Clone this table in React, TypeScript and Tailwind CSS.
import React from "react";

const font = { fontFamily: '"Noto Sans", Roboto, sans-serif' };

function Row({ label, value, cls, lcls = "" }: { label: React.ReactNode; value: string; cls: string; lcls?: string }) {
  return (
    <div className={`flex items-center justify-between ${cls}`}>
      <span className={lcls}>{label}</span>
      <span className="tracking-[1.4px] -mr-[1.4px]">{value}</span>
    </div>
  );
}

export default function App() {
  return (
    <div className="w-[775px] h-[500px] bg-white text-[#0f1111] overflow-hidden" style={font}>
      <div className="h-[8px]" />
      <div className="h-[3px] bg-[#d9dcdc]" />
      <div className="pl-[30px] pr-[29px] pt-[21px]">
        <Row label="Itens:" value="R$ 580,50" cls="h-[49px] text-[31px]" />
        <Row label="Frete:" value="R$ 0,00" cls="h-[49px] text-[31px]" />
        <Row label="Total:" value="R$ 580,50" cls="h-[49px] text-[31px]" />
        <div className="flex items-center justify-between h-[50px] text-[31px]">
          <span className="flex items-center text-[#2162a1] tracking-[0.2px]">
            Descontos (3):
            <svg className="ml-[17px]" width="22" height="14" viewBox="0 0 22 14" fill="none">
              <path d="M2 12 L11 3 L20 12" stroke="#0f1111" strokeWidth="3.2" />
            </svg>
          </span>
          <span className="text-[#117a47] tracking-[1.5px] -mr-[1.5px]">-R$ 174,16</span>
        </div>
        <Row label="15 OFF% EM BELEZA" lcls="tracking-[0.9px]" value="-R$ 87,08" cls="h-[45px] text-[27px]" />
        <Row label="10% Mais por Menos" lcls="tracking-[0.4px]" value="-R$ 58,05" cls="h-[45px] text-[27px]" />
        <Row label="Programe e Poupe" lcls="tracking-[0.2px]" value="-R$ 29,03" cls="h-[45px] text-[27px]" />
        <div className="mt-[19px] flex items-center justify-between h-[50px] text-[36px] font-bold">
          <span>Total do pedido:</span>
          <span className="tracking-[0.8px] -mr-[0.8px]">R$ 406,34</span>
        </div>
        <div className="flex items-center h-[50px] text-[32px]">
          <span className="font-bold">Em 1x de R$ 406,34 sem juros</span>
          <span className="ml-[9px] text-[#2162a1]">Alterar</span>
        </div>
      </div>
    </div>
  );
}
______
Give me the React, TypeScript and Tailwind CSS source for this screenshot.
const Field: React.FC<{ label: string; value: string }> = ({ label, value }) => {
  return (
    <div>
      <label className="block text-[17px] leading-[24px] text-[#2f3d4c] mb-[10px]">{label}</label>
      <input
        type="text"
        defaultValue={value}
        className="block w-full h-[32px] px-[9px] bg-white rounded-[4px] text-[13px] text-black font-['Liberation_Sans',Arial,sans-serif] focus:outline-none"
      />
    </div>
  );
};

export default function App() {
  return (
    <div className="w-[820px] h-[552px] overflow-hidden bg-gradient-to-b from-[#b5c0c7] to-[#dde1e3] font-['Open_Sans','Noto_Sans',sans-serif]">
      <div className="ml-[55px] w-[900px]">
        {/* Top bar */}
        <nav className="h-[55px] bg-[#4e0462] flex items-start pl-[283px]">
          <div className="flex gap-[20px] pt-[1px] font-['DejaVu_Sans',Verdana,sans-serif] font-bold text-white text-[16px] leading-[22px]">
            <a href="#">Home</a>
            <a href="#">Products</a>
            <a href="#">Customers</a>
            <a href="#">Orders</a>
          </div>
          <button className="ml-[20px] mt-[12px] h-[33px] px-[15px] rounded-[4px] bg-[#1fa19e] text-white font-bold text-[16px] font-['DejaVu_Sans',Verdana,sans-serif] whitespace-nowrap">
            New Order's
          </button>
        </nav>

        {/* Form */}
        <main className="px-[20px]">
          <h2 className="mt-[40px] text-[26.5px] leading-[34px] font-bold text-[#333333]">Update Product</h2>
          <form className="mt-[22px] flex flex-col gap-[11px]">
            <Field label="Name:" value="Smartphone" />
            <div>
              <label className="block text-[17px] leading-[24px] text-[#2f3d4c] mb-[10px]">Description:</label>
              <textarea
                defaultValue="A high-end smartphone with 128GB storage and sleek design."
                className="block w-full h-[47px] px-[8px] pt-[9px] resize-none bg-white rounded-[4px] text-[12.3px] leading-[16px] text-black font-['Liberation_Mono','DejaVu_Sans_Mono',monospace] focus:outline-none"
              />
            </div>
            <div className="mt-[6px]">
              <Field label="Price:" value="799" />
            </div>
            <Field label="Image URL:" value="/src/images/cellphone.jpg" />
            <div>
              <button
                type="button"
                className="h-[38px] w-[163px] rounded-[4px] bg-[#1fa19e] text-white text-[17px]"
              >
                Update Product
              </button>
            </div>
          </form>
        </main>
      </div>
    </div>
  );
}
______
Written request
Scan the material and collect every line that contains "React".

Problem solution
Clone this table in React, TypeScript and Tailwind CSS.
import React from "react";
function Row({ label, value, cls, lcls = "" }: { label: React.ReactNode; value: string; cls: string; lcls?: string }) {
Give me the React, TypeScript and Tailwind CSS source for this screenshot.
const Field: React.FC<{ label: string; value: string }> = ({ label, value }) => {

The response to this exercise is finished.